**TASK GOAL:** Would you transcribe the listing that follows, character for character, and omit its images?

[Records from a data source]

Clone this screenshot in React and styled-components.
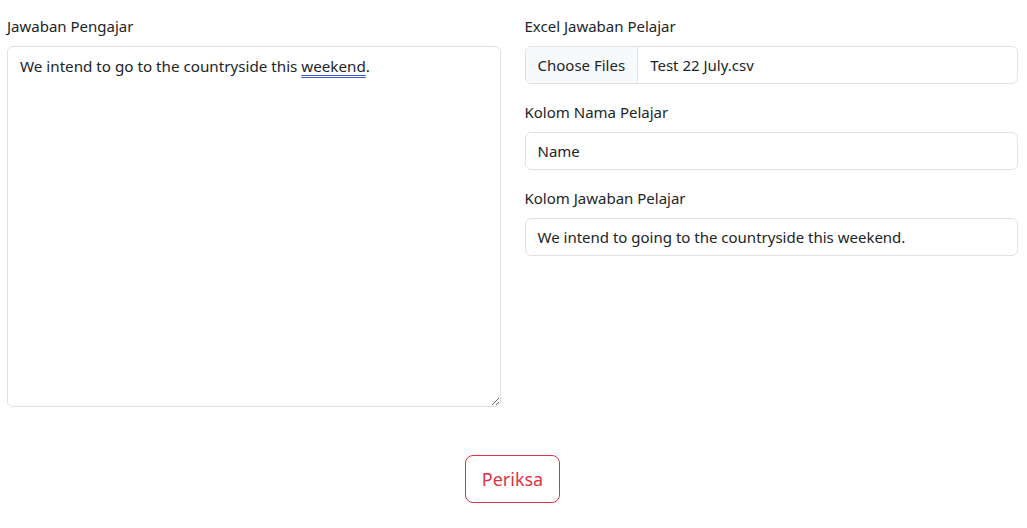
import React from 'react';
import styled, { createGlobalStyle } from 'styled-components';

const GlobalStyle = createGlobalStyle`
	* {
		box-sizing: border-box;
	}
	body {
		margin: 0;
		background: #ffffff;
		color: #212529;
		font-family: 'Noto Sans', 'Open Sans', sans-serif;
		font-size: 15px;
		line-height: 24px;
	}
`;

const Page = styled.form`
	padding: 14px 9px 0 7px;
`;

const Row = styled.div`
	display: grid;
	grid-template-columns: 1fr 1fr;
	column-gap: 24px;
`;

const Column = styled.div`
	display: flex;
	flex-direction: column;
`;

const Field = styled.div`
	display: flex;
	flex-direction: column;
	margin-bottom: ${(p) => (p.$last ? '0' : '16px')};
`;

const Label = styled.label`
	display: block;
	height: 24px;
	margin-bottom: 8px;
`;

const TextArea = styled.div`
	height: 361px;
	padding: 7px 12px;
	border: 1px solid #dee2e6;
	border-radius: 6px;
	overflow: auto;
	resize: vertical;
	background: #fff;
	font-size: 15.2px;
`;

const Misspelled = styled.span`
	text-decoration: underline double #3f55c8;
	text-underline-offset: 3px;
	text-decoration-thickness: 1px;
`;

const Input = styled.div`
	height: 38px;
	display: flex;
	align-items: center;
	border: 1px solid #dee2e6;
	border-radius: 6px;
	background: #fff;
	overflow: hidden;
`;

const InputText = styled.span`
	padding: 0 12px;
`;

const FileButton = styled.span`
	display: flex;
	align-items: center;
	height: 100%;
	padding: 0 12px;
	background: #f8f9fa;
	border-right: 1px solid #dee2e6;
`;

const Actions = styled.div`
	display: flex;
	justify-content: center;
	margin-top: 48px;
`;

const SubmitButton = styled.button`
	height: 48px;
	padding: 0 16px;
	font-family: inherit;
	font-size: 18px;
	color: #dc3545;
	background: transparent;
	border: 1px solid #dc3545;
	border-radius: 8px;
	cursor: pointer;
`;

const App = () => {
	return (
		<>
			<GlobalStyle />
			<Page>
				<Row>
					<Column>
						<Label>Jawaban Pengajar</Label>
						<TextArea role='textbox' aria-multiline='true'>
							We intend to go to the countryside this <Misspelled>weekend</Misspelled>.
						</TextArea>
					</Column>
					<Column>
						<Field>
							<Label>Excel Jawaban Pelajar</Label>
							<Input>
								<FileButton>Choose Files</FileButton>
								<InputText>Test 22 July.csv</InputText>
							</Input>
						</Field>
						<Field>
							<Label>Kolom Nama Pelajar</Label>
							<Input>
								<InputText>Name</InputText>
							</Input>
						</Field>
						<Field $last>
							<Label>Kolom Jawaban Pelajar</Label>
							<Input>
								<InputText>We intend to going to the countryside this weekend.</InputText>
							</Input>
						</Field>
					</Column>
				</Row>
				<Actions>
					<SubmitButton type='button'>Periksa</SubmitButton>
				</Actions>
			</Page>
		</>
	);
};

export default App;
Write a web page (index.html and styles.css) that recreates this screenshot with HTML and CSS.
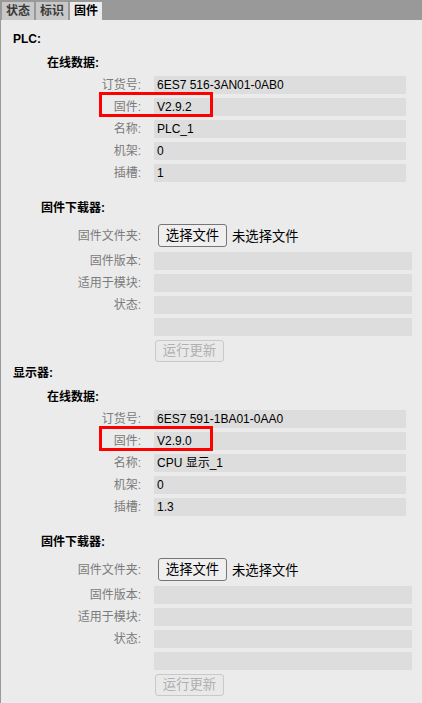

**RESPONSE TO THE TASK:**
Clone this screenshot in React and styled-components.
import React from 'react';
import styled, { createGlobalStyle } from 'styled-components';

const GlobalStyle = createGlobalStyle`
	* {
		box-sizing: border-box;
	}
	body {
		margin: 0;
		background: #ffffff;
		color: #212529;
		font-family: 'Noto Sans', 'Open Sans', sans-serif;
		font-size: 15px;
		line-height: 24px;
	}
`;

const Page = styled.form`
	padding: 14px 9px 0 7px;
`;

const Row = styled.div`
	display: grid;
	grid-template-columns: 1fr 1fr;
	column-gap: 24px;
`;

const Column = styled.div`
	display: flex;
	flex-direction: column;
`;

const Field = styled.div`
	display: flex;
	flex-direction: column;
	margin-bottom: ${(p) => (p.$last ? '0' : '16px')};
`;

const Label = styled.label`
	display: block;
	height: 24px;
	margin-bottom: 8px;
`;

const TextArea = styled.div`
	height: 361px;
	padding: 7px 12px;
	border: 1px solid #dee2e6;
	border-radius: 6px;
	overflow: auto;
	resize: vertical;
	background: #fff;
	font-size: 15.2px;
`;

const Misspelled = styled.span`
	text-decoration: underline double #3f55c8;
	text-underline-offset: 3px;
	text-decoration-thickness: 1px;
`;

const Input = styled.div`
	height: 38px;
	display: flex;
	align-items: center;
	border: 1px solid #dee2e6;
	border-radius: 6px;
	background: #fff;
	overflow: hidden;
`;

const InputText = styled.span`
	padding: 0 12px;
`;

const FileButton = styled.span`
	display: flex;
	align-items: center;
	height: 100%;
	padding: 0 12px;
	background: #f8f9fa;
	border-right: 1px solid #dee2e6;
`;

const Actions = styled.div`
	display: flex;
	justify-content: center;
	margin-top: 48px;
`;

const SubmitButton = styled.button`
	height: 48px;
	padding: 0 16px;
	font-family: inherit;
	font-size: 18px;
	color: #dc3545;
	background: transparent;
	border: 1px solid #dc3545;
	border-radius: 8px;
	cursor: pointer;
`;

const App = () => {
	return (
		<>
			<GlobalStyle />
			<Page>
				<Row>
					<Column>
						<Label>Jawaban Pengajar</Label>
						<TextArea role='textbox' aria-multiline='true'>
							We intend to go to the countryside this <Misspelled>weekend</Misspelled>.
						</TextArea>
					</Column>
					<Column>
						<Field>
							<Label>Excel Jawaban Pelajar</Label>
							<Input>
								<FileButton>Choose Files</FileButton>
								<InputText>Test 22 July.csv</InputText>
							</Input>
						</Field>
						<Field>
							<Label>Kolom Nama Pelajar</Label>
							<Input>
								<InputText>Name</InputText>
							</Input>
						</Field>
						<Field $last>
							<Label>Kolom Jawaban Pelajar</Label>
							<Input>
								<InputText>We intend to going to the countryside this weekend.</InputText>
							</Input>
						</Field>
					</Column>
				</Row>
				<Actions>
					<SubmitButton type='button'>Periksa</SubmitButton>
				</Actions>
			</Page>
		</>
	);
};

export default App;
Write a web page (index.html and styles.css) that recreates this screenshot with HTML and CSS.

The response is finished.